The data architecture should provide stringent security, compliance, privacy and protection mechanisms for data in all the different layers. Only authenticated and authorized users or services can access the data. PII information should be masked and hashed out. Modern data architectures provide automatic anonymization when patterns such as email, ssn, and credit card are detected. Data encryption methods are applied for data at rest and for data in transit. Observability and site reliability engineering methods are employed for auditing and alert mechanisms.
Modern data solutions utilize CI/CD and DevOps to manage and automate deployments and changes to the system by including build systems like Jenkins, configuration management systems like Puppet or Chef, and containers such as Dockers or Kubernetes.

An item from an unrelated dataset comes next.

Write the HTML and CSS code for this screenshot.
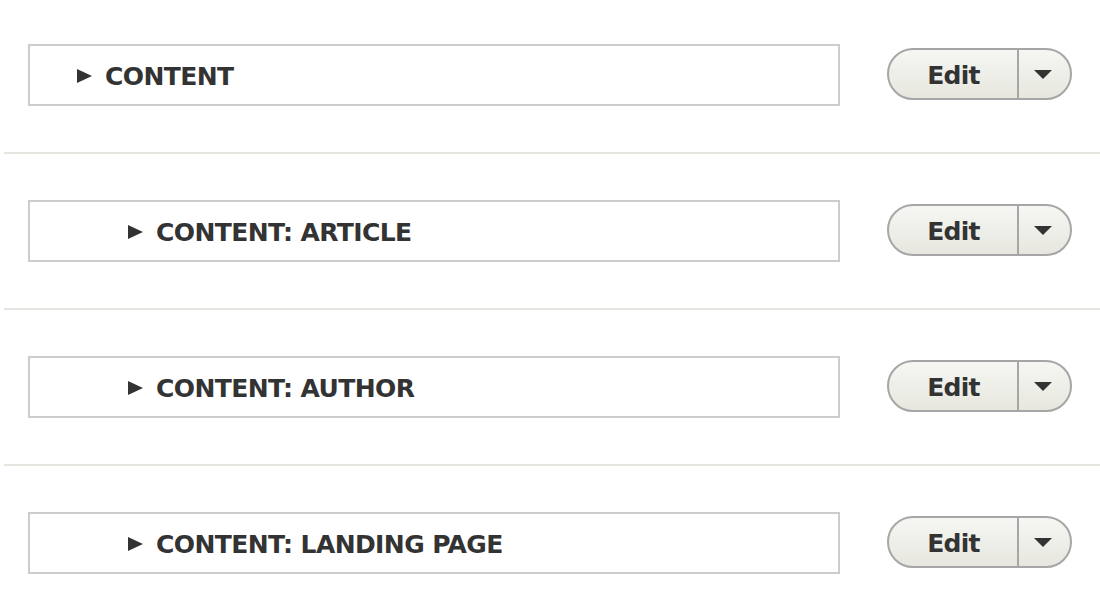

The major cloud providers (AWS, Azure and Google) offer end-to-end solutions to build unified integrated data architecture. In Figure 3, each of the stages is mapped to the services offered by the major cloud providers.
The big data unified architecture has a plethora of tools and technologies available today and this is an area where rapid changes are happening. Each of these tools and technologies has certain strengths that make them the right choice for a particular scenario, however, they could be a terrible selection for a different use case. Hence for tool selection, understanding your organization’s use case and requirements are important, to begin with. Then follows the evaluation and experimentation of tools with clear and time-bound goals, before picking the right tool. In this space, open-source technologies and services offered by major cloud providers (AWS, Azure, GCP) are generally preferred rather than being locked to proprietary vendor solutions. This space it continuously evolving, so identifying the right technologies, and being flexible to change and iterate are important to meet your business needs and build a competitive advantage.